I think it's also important to point out that the coffers of the Republican party have been largely drained because of the enormous amounts of money they've spent on legal fees to defend Christie and members of his administration from the Bridgegate scandal.

It wasn't just the lack of money either, Christie is so unpopular in the state that he's become more of a political liability than an asset for the members of his own party; so he did very few public campaign appearances for Republican NJ legislators who could have used some help but didn't want to be associated with him. 

Plus, this year unions in New Jersey including the powerful New Jersey Education Association (NJEA) have been pouring money into the elections to help defeat Republican legislators and land some punches to Christie's presidential ambitions.

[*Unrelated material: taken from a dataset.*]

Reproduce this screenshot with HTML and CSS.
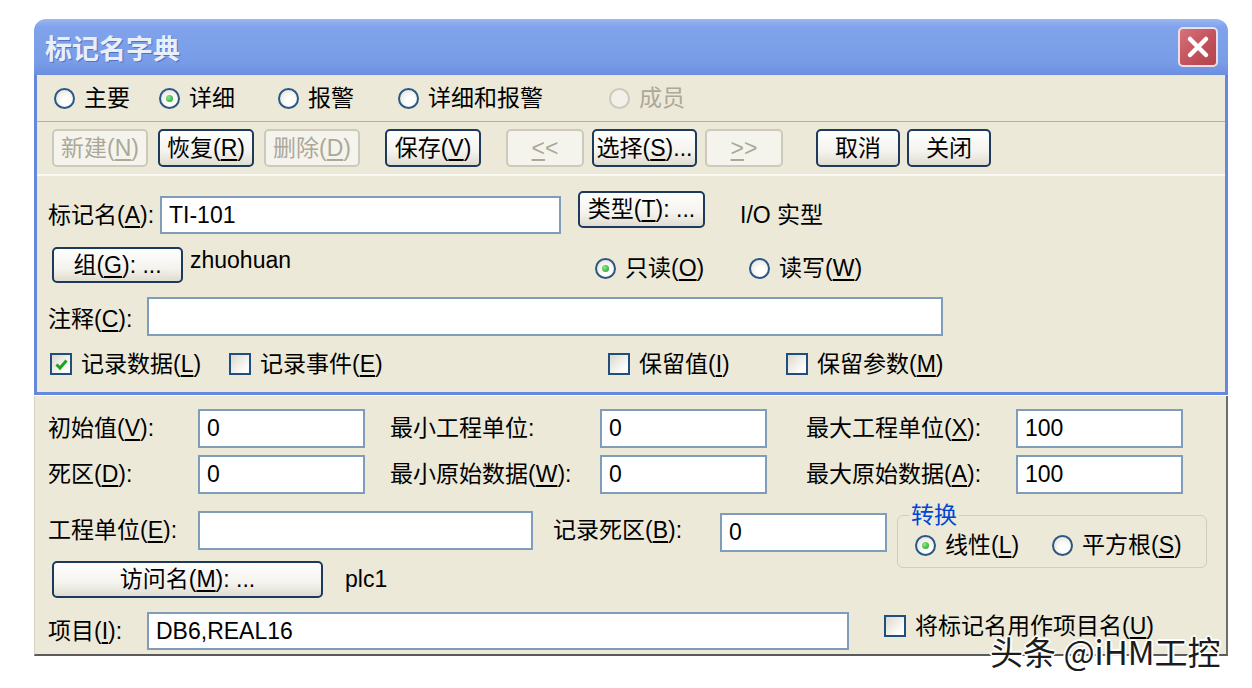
FILE: index.html
```html
<!DOCTYPE html>
<html lang="zh-CN">
<head>
  <meta charset="UTF-8" />
  <title>标记名字典</title>
  <link rel="stylesheet" href="styles.css">
</head>
<body>
  <div class="window">
    <div class="titlebar">
      <span class="title">标记名字典</span>
      <button class="close" title="关闭">
        <svg width="24" height="24" viewBox="0 0 24 24"><path d="M4 4 L20 20 M20 4 L4 20" stroke="#fff" stroke-width="4.5" stroke-linecap="round"/></svg>
      </button>
    </div>

    <div class="top">
      <div class="modes">
        <label class="opt"><span class="radio"></span><span>主要</span></label>
        <label class="opt"><span class="radio on"></span><span>详细</span></label>
        <label class="opt"><span class="radio"></span><span>报警</span></label>
        <label class="opt"><span class="radio"></span><span>详细和报警</span></label>
        <label class="opt off"><span class="radio"></span><span>成员</span></label>
      </div>

      <div class="toolbar">
        <div class="group">
          <button class="btn" disabled>新建(<u>N</u>)</button>
          <button class="btn">恢复(<u>R</u>)</button>
          <button class="btn" disabled>删除(<u>D</u>)</button>
        </div>
        <button class="btn">保存(<u>V</u>)</button>
        <div class="group nav">
          <button class="btn narrow" disabled><u>&lt;</u>&lt;</button>
          <button class="btn wide">选择(<u>S</u>)...</button>
          <button class="btn narrow" disabled><u>&gt;</u>&gt;</button>
        </div>
        <div class="group end">
          <button class="btn short">取消</button>
          <button class="btn short">关闭</button>
        </div>
      </div>

      <div class="fields">
        <div class="row row-tag">
          <span class="label lbl-tag">标记名(<u>A</u>):</span>
          <input class="field in-tag" value="TI-101">
          <button class="btn btn-type">类型(<u>T</u>): ...</button>
          <span class="value type-name">I/O 实型</span>
        </div>

        <div class="row row-group">
          <button class="btn btn-group">组(<u>G</u>): ...</button>
          <span class="value group-name">zhuohuan</span>
          <div class="access">
            <label class="opt opt-ro"><span class="radio on"></span><span>只读(<u>O</u>)</span></label>
            <label class="opt"><span class="radio"></span><span>读写(<u>W</u>)</span></label>
          </div>
        </div>

        <div class="row row-note">
          <span class="label lbl-short">注释(<u>C</u>):</span>
          <input class="field in-note" value="">
        </div>

        <div class="row row-checks">
          <label class="opt chk-a"><span class="check on"><svg width="17" height="17" viewBox="0 0 17 17"><path d="M3.5 8.5 L7 12 L13.5 4.5" fill="none" stroke="#21a121" stroke-width="3"/></svg></span><span>记录数据(<u>L</u>)</span></label>
          <label class="opt chk-b"><span class="check"></span><span>记录事件(<u>E</u>)</span></label>
          <label class="opt chk-c"><span class="check"></span><span>保留值(<u>I</u>)</span></label>
          <label class="opt"><span class="check"></span><span>保留参数(<u>M</u>)</span></label>
        </div>
      </div>
    </div>

    <div class="lower">
      <div class="grid">
        <span class="label">初始值(<u>V</u>):</span>
        <input class="field in-num" value="0">
        <span class="label lbl-mid">最小工程单位:</span>
        <input class="field in-num" value="0">
        <span class="label lbl-right">最大工程单位(<u>X</u>):</span>
        <input class="field in-num" value="100">

        <span class="label">死区(<u>D</u>):</span>
        <input class="field in-num" value="0">
        <span class="label lbl-mid">最小原始数据(<u>W</u>):</span>
        <input class="field in-num" value="0">
        <span class="label lbl-right">最大原始数据(<u>A</u>):</span>
        <input class="field in-num" value="100">
      </div>

      <div class="row row-units">
        <span class="label lbl-col">工程单位(<u>E</u>):</span>
        <input class="field in-unit" value="">
        <span class="label lbl-dead">记录死区(<u>B</u>):</span>
        <input class="field in-num dead" value="0">
        <fieldset class="convert">
          <legend>转换</legend>
          <div class="convert-opts">
            <label class="opt opt-lin"><span class="radio on"></span><span>线性(<u>L</u>)</span></label>
            <label class="opt"><span class="radio"></span><span>平方根(<u>S</u>)</span></label>
          </div>
        </fieldset>
      </div>

      <div class="row row-access">
        <button class="btn btn-access">访问名(<u>M</u>): ...</button>
        <span class="value access-name">plc1</span>
      </div>

      <div class="row row-item">
        <span class="label lbl-short">项目(<u>I</u>):</span>
        <input class="field in-item" value="DB6,REAL16">
        <label class="opt chk-item"><span class="check"></span><span>将标记名用作项目名(<u>U</u>)</span></label>
      </div>
    </div>
  </div>

  <div class="watermark">头条 @iHM工控</div>
</body>
</html>
```

FILE: styles.css
```css
body {
  margin: 0;
  background: #fff;
  font-family: "Liberation Sans", "Noto Sans CJK SC", sans-serif;
  font-size: 23px;
  color: #000;
}
u {
  text-underline-offset: 3px;
}

/* window frame */
.window {
  width: 1194px;
  margin: 19px 0 0 34px;
}
.titlebar {
  height: 56px;
  display: flex;
  align-items: center;
  padding: 0 10px 0 11px;
  border-radius: 12px 12px 0 0;
  background: linear-gradient(#9bb7f2, #80a3eb 14%, #789ce7 78%, #6b8fdf);
}
.title {
  font-family: "Noto Sans CJK SC", sans-serif;
  font-size: 27px;
  font-weight: bold;
  color: #e8eefb;
  text-shadow: 1px 1px 0 #5470c0;
}
.close {
  margin-left: auto;
  width: 40px;
  height: 40px;
  padding: 0;
  display: flex;
  align-items: center;
  justify-content: center;
  border: 2px solid #eadfe6;
  border-radius: 5px;
  background: linear-gradient(135deg, #d6737b, #c2525b 55%, #b1444d);
}
.top {
  background: #ece9d8;
  border: 3px solid #6488de;
  border-top: 0;
}

/* radios and checks */
.opt {
  display: flex;
  align-items: center;
  gap: 9px;
  white-space: nowrap;
  line-height: 26px;
  height: 26px;
}
.opt.off {
  color: #aca899;
}
.radio {
  flex: none;
  position: relative;
  width: 21px;
  height: 21px;
  box-sizing: border-box;
  border: 2px solid #2a5784;
  border-radius: 50%;
  background: radial-gradient(circle at 60% 65%, #fff 25%, #dedbd0 100%);
}
.radio.on::after {
  content: "";
  position: absolute;
  left: 5px;
  top: 5px;
  width: 7px;
  height: 7px;
  border-radius: 50%;
  background: radial-gradient(circle at 35% 35%, #8be88b, #1f9a1f);
}
.off .radio {
  border-color: #cbc9bc;
  background: #f2f0e8;
}
.check {
  flex: none;
  width: 22px;
  height: 22px;
  box-sizing: border-box;
  border: 2px solid #1f4f7e;
  background: linear-gradient(135deg, #dcd9cc, #fdfdfb 80%);
  display: flex;
  align-items: center;
  justify-content: center;
}

/* buttons */
.btn {
  width: 96px;
  height: 38px;
  box-sizing: border-box;
  padding: 0;
  font: inherit;
  line-height: 1;
  color: #000;
  border: 2px solid #1d3a5c;
  border-radius: 5px;
  background: linear-gradient(#fefefd, #f4f3ee 60%, #e0dcd0);
  white-space: nowrap;
}
.btn:disabled {
  color: #aca899;
  border-color: #cdcabb;
  background: #f5f4ec;
}
.btn.narrow {
  width: 78px;
}
.btn.wide {
  width: 105px;
}
.btn.short {
  width: 84px;
}

/* top section */
.modes {
  display: grid;
  grid-template-columns: 105px 119px 120px 211px auto;
  align-items: center;
  height: 46px;
  padding-left: 17px;
  border-bottom: 1px solid #b3b09c;
}
.toolbar {
  display: flex;
  gap: 25px;
  padding: 7px 0 7px 15px;
  border-bottom: 2px solid #faf9f4;
}
.group {
  display: flex;
  gap: 10px;
}
.group.nav {
  gap: 8px;
}
.group.end {
  gap: 7px;
  margin-left: 8px;
}
.fields {
  padding: 15px 0 15px 11px;
}
.row {
  display: flex;
  align-items: center;
}
.label {
  flex: none;
  white-space: nowrap;
}
.value {
  flex: none;
  white-space: nowrap;
}
.field {
  flex: none;
  height: 38px;
  box-sizing: border-box;
  border: 2px solid #7f9db9;
  background: #fff;
  padding: 0 0 0 7px;
  font: inherit;
  color: #000;
}
.row-tag {
  height: 43px;
  align-items: flex-end;
}
.row-tag .label,
.row-tag .value {
  line-height: 38px;
}
.lbl-tag {
  width: 112px;
}
.in-tag {
  width: 401px;
}
.btn-type {
  align-self: flex-start;
  width: 127px;
  height: 37px;
  margin-left: 17px;
}
.type-name {
  margin-left: 35px;
}
.row-group {
  margin-top: 13px;
  align-items: flex-start;
}
.btn-group {
  width: 131px;
  height: 36px;
  margin-left: 4px;
}
.group-name {
  width: 405px;
  margin-left: 7px;
  line-height: 26px;
}
.access {
  display: flex;
  margin-top: 8px;
}
.opt-ro {
  width: 154px;
}
.row-note {
  margin-top: 14px;
}
.lbl-short {
  width: 99px;
}
.in-note {
  width: 796px;
  height: 39px;
}
.row-checks {
  margin-top: 15px;
  padding-left: 2px;
}
.chk-a {
  width: 179px;
}
.chk-b {
  width: 379px;
}
.chk-c {
  width: 178px;
}

/* lower panel */
.lower {
  width: 1194px;
  box-sizing: border-box;
  margin-top: 1px;
  padding: 13px 0 4px 13px;
  background: #ece9d8;
  border-left: 1px solid #d6d2c2;
  border-right: 2px solid #6e6e6e;
  border-bottom: 2px solid #5a5a5a;
}
.lower .label {
  line-height: 39px;
}
.lower .field {
  height: 39px;
}
.grid {
  display: grid;
  grid-template-columns: 150px 167px 235px 167px 249px 167px;
  row-gap: 7px;
}
.lbl-mid {
  padding-left: 25px;
}
.lbl-right {
  padding-left: 39px;
}
.in-num {
  width: 167px;
}
.in-num.dead {
  margin-top: 2px;
}
.row-units {
  margin-top: 17px;
  align-items: flex-start;
}
.lbl-col {
  width: 150px;
}
.in-unit {
  width: 335px;
}
.lbl-dead {
  width: 167px;
  margin-left: 20px;
}
.convert {
  width: 310px;
  min-width: 0;
  box-sizing: border-box;
  margin: -8px 0 -7px 10px;
  padding: 0 0 4px 17px;
  border: 1px solid #d0cdbd;
  border-radius: 6px;
}
.convert legend {
  margin-left: -6px;
  padding: 0 2px;
  line-height: 24px;
  color: #0046d5;
}
.convert-opts {
  display: flex;
  align-items: center;
  height: 36px;
}
.opt-lin {
  width: 137px;
}
.row-access {
  height: 37px;
}
.btn-access {
  width: 271px;
  height: 37px;
  margin-left: 4px;
}
.access-name {
  margin-left: 22px;
}
.row-item {
  margin-top: 14px;
  align-items: flex-start;
}
.row-item .label {
  line-height: 38px;
}
.in-item {
  width: 702px;
}
.row-item .field {
  height: 38px;
}
.chk-item {
  height: 28px;
  margin-left: 35px;
}

.watermark {
  position: absolute;
  left: 990px;
  top: 634px;
  font-family: "Noto Sans CJK SC", sans-serif;
  font-size: 33px;
  line-height: 34px;
  color: #1c1c1c;
  white-space: nowrap;
  text-shadow: -2px 0 #fff, 2px 0 #fff, 0 -2px #fff, 0 2px #fff, -1px -1px #fff, 1px 1px #fff, 1px -1px #fff, -1px 1px #fff;
}
```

Christie's picking fights with unions and denigrating and scapegoating teachers came back to haunt him and the Republican party in a big way too; as did his reneging on pension funding.

Democrats also took a legislative seat from the Republicans in the 1st District too, bringing their numerical advantage in the state legislature up to 51 out of 80 seats.

These results are just a snapshot of how the 2015 General Elections went across the nation yesterday obviously, but the backlash against Republicans may offer some insight into what we might expect in 2016; particularly in traditionally Democratic strongholds in northeastern cities from Philadelphia right on up I-95 through Trenton, New Brunswick, Newark, New York, Connecticut and Boston.

Have the Republican government shutdowns, anemic legislative production, failure to act on gun control and open hostility towards women, immigrants and ethnic and racial minorities turned voters off nationally? 

With about 12 months to go we'll know soon enough whether they reap what they've sewn.

I'm definitely looking forward to hearing what Bernie has to say on the subject next year.